Tolstoi war ein Protest des höheren Menschen wider den Menschen, wie er gemeinhin heute noch ist. Tolstoi wollte nur ganz einfache, simple Dinge. Dinge, die sich eigentlich von selbst verstehen, – für jeden anständigen Menschen.

Der Mensch mag tun und leiden, was es auch sei, er besitzt immer und unveräußerlich die göttliche Würde.

Glück? Sollst du Glück haben? Wünsche ich dir auch nur eine Spur von Glück – wenn sie nicht deinen Wert erhöhte? Wert wünsche ich dir.

Sieh dir ein gut beschicktes Trabrennen an. Und du wirst merken, worauf’s ankommt, auch bei dir.

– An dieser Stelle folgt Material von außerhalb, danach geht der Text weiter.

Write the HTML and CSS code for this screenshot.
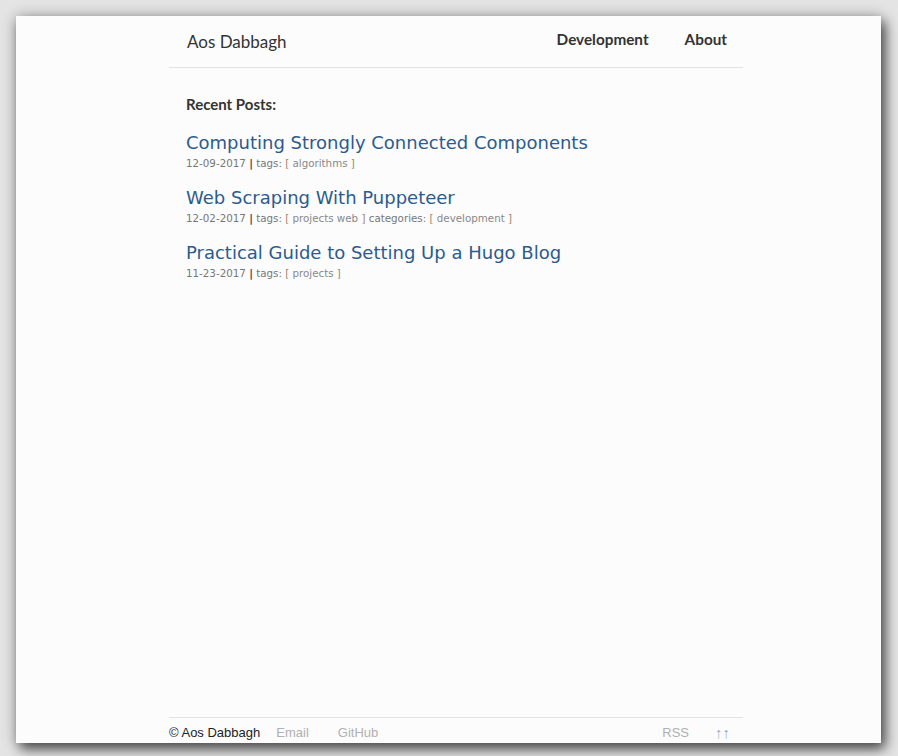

Mag sein, wir stehn an unseres Lebens Ende noch unterm Ziel – genug, der Weg ist klar!

Das Leben zeugt Blumen und Bienen. Blumen, das sind die schöpferischen Geister, und Bienen die anderen, die daraus Honig sammeln.

Wie mancher geht an Grübelnsqual zugrunde, weil er gehangen an zu vielem Munde.

Ich habe wohl auch meine Zeit an die Großartigkeit unserer Epoche der Technik geglaubt, aber jetzt fühle ich nur noch das Eine: daß sie die Erde entzaubert, indem sie alles allen gemein macht.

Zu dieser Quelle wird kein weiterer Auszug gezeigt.